National Trust nature and wildlife specialist Matthew Oates said: “The greatest challenge for wildlife this year, and perhaps a sign of things to come, was the extreme weather.
“This, combined with the loss of habitat, means that nature is in for a bumpy ride in the years ahead as shown by the rollercoaster that many species endured in 2014.
“This was a remarkable year for much of our wildlife, with many extreme highs and lows. Some species fared exceptionally well, others very poorly, with many faring differently from region to region.”
And he said: “After such a helter-skelter year, we wonder what lies ahead and what the winter will bring. Last winter was too wet, too windy and even too mild.
“Perhaps we could do with a ‘proper winter’, leading to a slow but sure spring. Whatever happens in the months ahead, we and our wildlife will have to cope.”
He added: “We remain worried about the long-term trends which show enormous pressure on species and habitats.”
Here is a month by month rundown of how nature fared this year:
January: It was the wettest January on record in England and Wales, but also very mild, with hazel catkins appearing by New Year’s Day in some areas, snowdrops out very early, and great tits, robins and wood pigeons all very vocal.
February: The series of storms that battered the UK continued, with an entire sand dune system washed away at Penbryn on the Ceredigion coast in Wales, and early duck nests washed away. But continuing mild weather saw an early spring, with birds nesting, frogs spawning, and at Formby in Liverpool, red squirrels mating early.
March: With the land finally drying out after the record wet winter, butterflies and bumblebees emerged en masse from hibernation. There were spectacular primrose and celandine displays in short, sharp season and a good breeding season for frogs and toads.

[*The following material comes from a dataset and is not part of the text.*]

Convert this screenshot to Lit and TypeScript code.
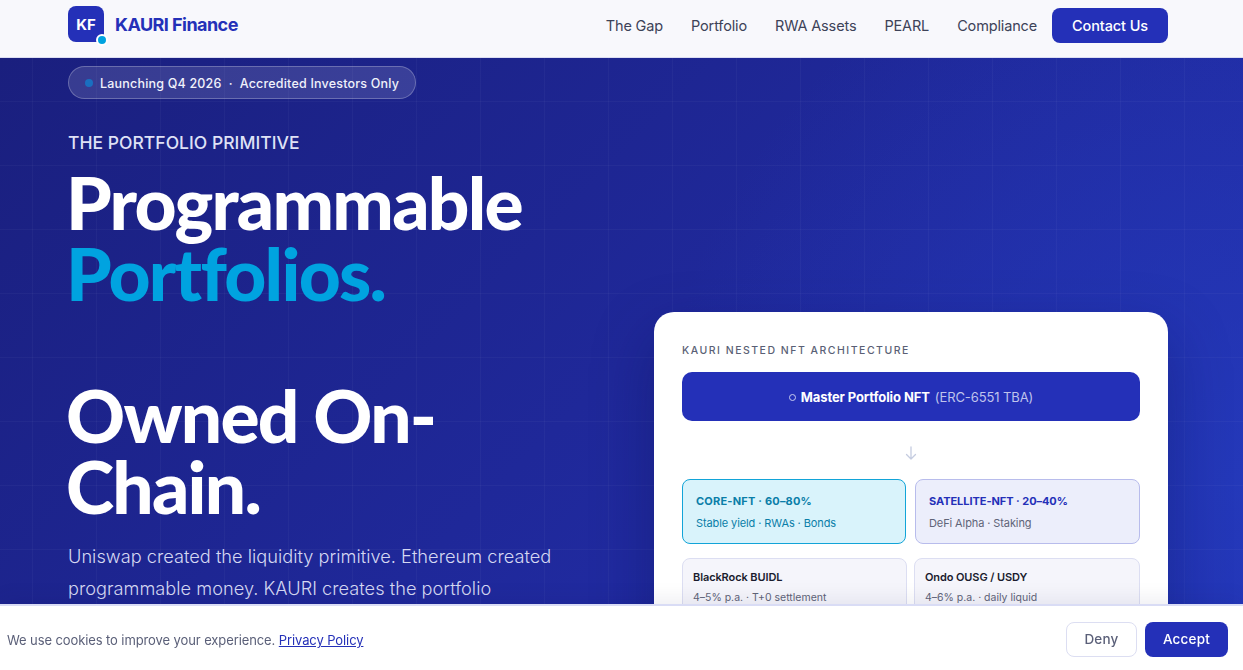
import { LitElement, html, css } from "lit";
import { customElement } from "lit/decorators.js";

const navLinks = ["The Gap", "Portfolio", "RWA Assets", "PEARL", "Compliance"];

@customElement("app-root")
export class AppRoot extends LitElement {
  static styles = css`
    :host {
      display: block;
      height: 100vh;
      overflow: hidden;
      font-family: Inter, "Noto Sans", sans-serif;
    }
    .nav {
      height: 51px;
      display: flex;
      align-items: center;
      justify-content: space-between;
      padding: 0 75px 6px 68px;
      background: #f8f8fc;
      border-bottom: 1px solid #dcdef2;
    }
    .brand {
      display: flex;
      align-items: center;
      gap: 11px;
      margin-top: -3px;
    }
    .logo {
      position: relative;
      width: 36px;
      height: 36px;
      border-radius: 8px;
      background: #2430b8;
      color: #fff;
      font-size: 15px;
      font-weight: 700;
      display: flex;
      align-items: center;
      justify-content: center;
    }
    .logo::after {
      content: "";
      position: absolute;
      right: -4px;
      bottom: -4px;
      width: 8px;
      height: 8px;
      border-radius: 50%;
      background: #00a3e0;
      border: 2px solid #fff;
    }
    .name {
      font-size: 18px;
      font-weight: 700;
      letter-spacing: -0.55px;
      color: #2430b8;
    }
    .links {
      display: flex;
      align-items: center;
      gap: 28px;
    }
    .links a {
      font-size: 14.5px;
      font-weight: 400;
      letter-spacing: -0.15px;
      color: #3d4258;
    }
    .contact {
      margin-left: -13px;
      width: 116px;
      height: 35px;
      border-radius: 8px;
      background: #2430b8;
      color: #fff;
      font-size: 14.5px;
      font-weight: 500;
      letter-spacing: -0.1px;
      display: flex;
      align-items: center;
      justify-content: center;
    }
    .hero {
      height: 612px;
      box-sizing: border-box;
      overflow: hidden;
      padding: 8px 75px 0 68px;
      display: grid;
      grid-template-columns: 514px 514px;
      justify-content: space-between;
      background:
        linear-gradient(rgba(255, 255, 255, 0.03) 1px, transparent 1px) 0 -21px / 64px 64px,
        linear-gradient(90deg, rgba(255, 255, 255, 0.03) 1px, transparent 1px) 32px 0 / 64px 64px,
        radial-gradient(circle at 100% 70%, rgba(36, 60, 190, 0.7), transparent 45%),
        linear-gradient(135deg, #1a1f7e 0%, #2431b4 100%);
    }
    .pill {
      display: inline-flex;
      align-items: center;
      gap: 7px;
      height: 33px;
      box-sizing: border-box;
      padding: 1px 16px 0;
      border-radius: 17px;
      border: 1px solid rgba(255, 255, 255, 0.25);
      background: rgba(255, 255, 255, 0.13);
      color: #f0f1fb;
      font-size: 12.5px;
      font-weight: 500;
      letter-spacing: 0.2px;
      white-space: pre;
    }
    .pill i {
      width: 8px;
      height: 8px;
      border-radius: 50%;
      background: #1a6fc0;
    }
    .eyebrow {
      margin-top: 33px;
      font-size: 17.5px;
      line-height: 22px;
      font-weight: 500;
      letter-spacing: 0.03px;
      color: #dfe1f6;
    }
    h1 {
      margin: 13px 0 0 -2px;
      width: 516px;
      font-family: Lato, Inter, sans-serif;
      font-size: 73px;
      line-height: 71px;
      font-weight: 900;
      letter-spacing: -1.75px;
      color: #fff;
    }
    h1 span {
      color: #00a3e0;
    }
    .lead {
      margin: 18px 0 0;
      width: 490px;
      font-size: 18.2px;
      line-height: 32px;
      font-weight: 300;
      letter-spacing: 0.02px;
      color: #d5d8f2;
    }
    .card {
      align-self: start;
      margin-top: 246px;
      padding: 28px;
      height: 500px;
      box-sizing: border-box;
      border-radius: 20px;
      background: #fff;
      box-shadow: 0 24px 60px rgba(10, 15, 80, 0.35);
    }
    .label {
      padding-top: 1px;
      font-size: 10.5px;
      line-height: 20px;
      font-weight: 500;
      letter-spacing: 1.5px;
      color: #5a5f75;
    }
    .master {
      margin-top: 11px;
      height: 49px;
      border-radius: 10px;
      background: #2430b8;
      color: #fff;
      font-size: 13px;
      font-weight: 700;
      letter-spacing: -0.1px;
      display: flex;
      align-items: center;
      justify-content: center;
      gap: 5px;
    }
    .master em {
      font-style: normal;
      font-weight: 400;
      color: #bfc3ec;
    }
    .ring {
      flex: none;
      width: 5px;
      height: 5px;
      border: 1.5px solid #c9cdf0;
      border-radius: 50%;
      margin-top: 1px;
    }
    .arrow {
      height: 53px;
      padding-top: 5px;
      display: flex;
      align-items: center;
      justify-content: center;
    }
    .row {
      display: grid;
      grid-template-columns: 224px 225px;
      justify-content: space-between;
    }
    .row.assets {
      margin-top: 14px;
      grid-template-columns: 225px 226px;
    }
    .tier {
      height: 65px;
      box-sizing: border-box;
      padding: 13px;
      border-radius: 8px;
    }
    .tier b {
      display: block;
      font-size: 11px;
      line-height: 17px;
      font-weight: 700;
      letter-spacing: 0.2px;
    }
    .tier small {
      display: block;
      margin-top: 5px;
      font-size: 11px;
      line-height: 17px;
      letter-spacing: -0.1px;
    }
    .core {
      background: #d9f3fb;
      border: 1px solid #12a4d8;
      color: #0a7ea8;
    }
    .satellite {
      background: #eceefb;
      border: 1px solid #b8bcec;
    }
    .satellite b {
      color: #2430b8;
      letter-spacing: -0.05px;
    }
    .satellite small {
      color: #5f6478;
    }
    .asset {
      height: 70px;
      box-sizing: border-box;
      padding: 10px;
      border-radius: 8px;
      background: #f5f5fb;
      border: 1px solid #dcdef2;
    }
    .asset b {
      display: block;
      font-size: 11px;
      line-height: 17px;
      font-weight: 600;
      letter-spacing: -0.1px;
      color: #1a1c2e;
    }
    .asset small {
      display: block;
      margin-top: 4px;
      font-size: 10.5px;
      line-height: 16px;
      color: #5f6478;
    }
    .cookie {
      position: fixed;
      left: 0;
      right: 0;
      bottom: 0;
      height: 66px;
      box-sizing: border-box;
      padding: 2px 15px 0 7px;
      display: flex;
      align-items: center;
      justify-content: space-between;
      background: #fff;
      border-top: 2px solid #d9dcf5;
      box-shadow: 0 -4px 20px rgba(10, 15, 80, 0.08);
      color: #5a5f78;
      font-size: 13px;
      letter-spacing: -0.1px;
    }
    .cookie > span {
      padding-top: 2px;
    }
    .cookie a {
      color: #2430b8;
      text-decoration: underline;
    }
    .actions {
      display: flex;
      gap: 8px;
    }
    .actions button {
      height: 35px;
      border-radius: 8px;
      font: 500 13.5px Inter, sans-serif;
      letter-spacing: 0.2px;
    }
    .deny {
      width: 71px;
      border: 1px solid #dcdef2;
      background: #fff;
      color: #5a5f78;
    }
    .accept {
      width: 83px;
      border: none;
      background: #2430b8;
      color: #fff;
    }
  `;

  render() {
    return html`
      <header class="nav">
        <div class="brand">
          <div class="logo">KF</div>
          <span class="name">KAURI Finance</span>
        </div>
        <nav class="links">
          ${navLinks.map((l) => html`<a>${l}</a>`)}
          <div class="contact">Contact Us</div>
        </nav>
      </header>
      <section class="hero">
        <div>
          <div class="pill"><i></i><span>Launching Q4 2026  ·  Accredited Investors Only</span></div>
          <div class="eyebrow">THE PORTFOLIO PRIMITIVE</div>
          <h1>Programmable<br /><span>Portfolios.</span><br /><br />Owned On-Chain.</h1>
          <p class="lead">Uniswap created the liquidity primitive. Ethereum created programmable money. KAURI creates the portfolio primitive.</p>
        </div>
        <div class="card">
          <div class="label">KAURI NESTED NFT ARCHITECTURE</div>
          <div class="master"><span class="ring"></span><span>Master Portfolio NFT</span><em>(ERC-6551 TBA)</em></div>
          <div class="arrow">
            <svg width="14" height="14" viewBox="0 0 14 14" fill="none" stroke="#c5cce0" stroke-width="1.3" stroke-linecap="round" stroke-linejoin="round">
              <path d="M7 1v12M2.5 8.5 7 13l4.500-4.500" />
            </svg>
          </div>
          <div class="row">
            <div class="tier core"><b>CORE-NFT · 60–80%</b><small>Stable yield · RWAs · Bonds</small></div>
            <div class="tier satellite"><b>SATELLITE-NFT · 20–40%</b><small>DeFi Alpha · Staking</small></div>
          </div>
          <div class="row assets">
            <div class="asset"><b>BlackRock BUIDL</b><small>4–5% p.a. · T+0 settlement</small></div>
            <div class="asset"><b>Ondo OUSG / USDY</b><small>4–6% p.a. · daily liquid</small></div>
          </div>
        </div>
      </section>
      <div class="cookie">
        <span>We use cookies to improve your experience. <a>Privacy Policy</a></span>
        <div class="actions">
          <button class="deny">Deny</button>
          <button class="accept">Accept</button>
        </div>
      </div>
    `;
  }
}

April: A poor end to the month hit early spring insects such as bee flies, but there were fantastic bluebell displays at Blickling Estate in Norfolk, though they were finished by end of April. Sand martins colonised fresh sand cliffs created by the winter storms at Portstewart Strand in Northern Ireland.
May: The right weather conditions helped the return of the rare fen violet at Wicken Fen, while the field fleawort was rediscovered on Dunstable Downs after an absence of 40 years due to a long and generally warm spring. There was the earliest record of wild bats born in the UK, at Bodiam Castle in Sussex on May 16.
June: It was hot, dry and sunny after a wet start, and horse flies appeared everywhere. Storm petrels bred on Lundy Island for the first time, but little terns at Blakeney, Norfolk, were washed out, with only 10 young from 108 breeding pairs.
July: In the month’s hot, sunny and thundery conditions, there were more biting flies, as well as flying ants and thunder bugs, while blackberries were ripe by the end of the month.
August: Hurricane Bertha helped make the month the eighth wettest August on record, with the wet weather leading to an abundance of mosquitoes, though cool conditions and interchangeable weather kept wasps at bay. Bee-eater s were discovered nesting at Wydcombe on the Isle of Wight, with eight chicks fledging in a record UK breeding attempt.
September: The driest September on record and one of the five warmest saw abundant crops of nuts, seeds and berries, but trees dropped their leaves early. It was a patchy year for apples, depending on localised rainfall.
October: A patchy and generally poor year for fungi due to drought was worsened by slug damage, out in force in the month’s wet conditions, but there was a second spring and late flowering of plants. A record number of little gulls were seen over the Farnes, likely to be the result of weather systems in the North Sea pushing them south.
November: Still-warm seas led to a sighting of 28 long-finned whales seen off the Norfolk coast in the first recorded sighting for the county, and sunfish were spotted off Sheringham Park. Roses continued to flower, there was an abundance of field and other voles and mice and frogspawn was found on the Lizard Coast.
December: Seal pup counts revealed that Blakeney Point was the largest seal “rookery” in England, with more than 2,300 pups.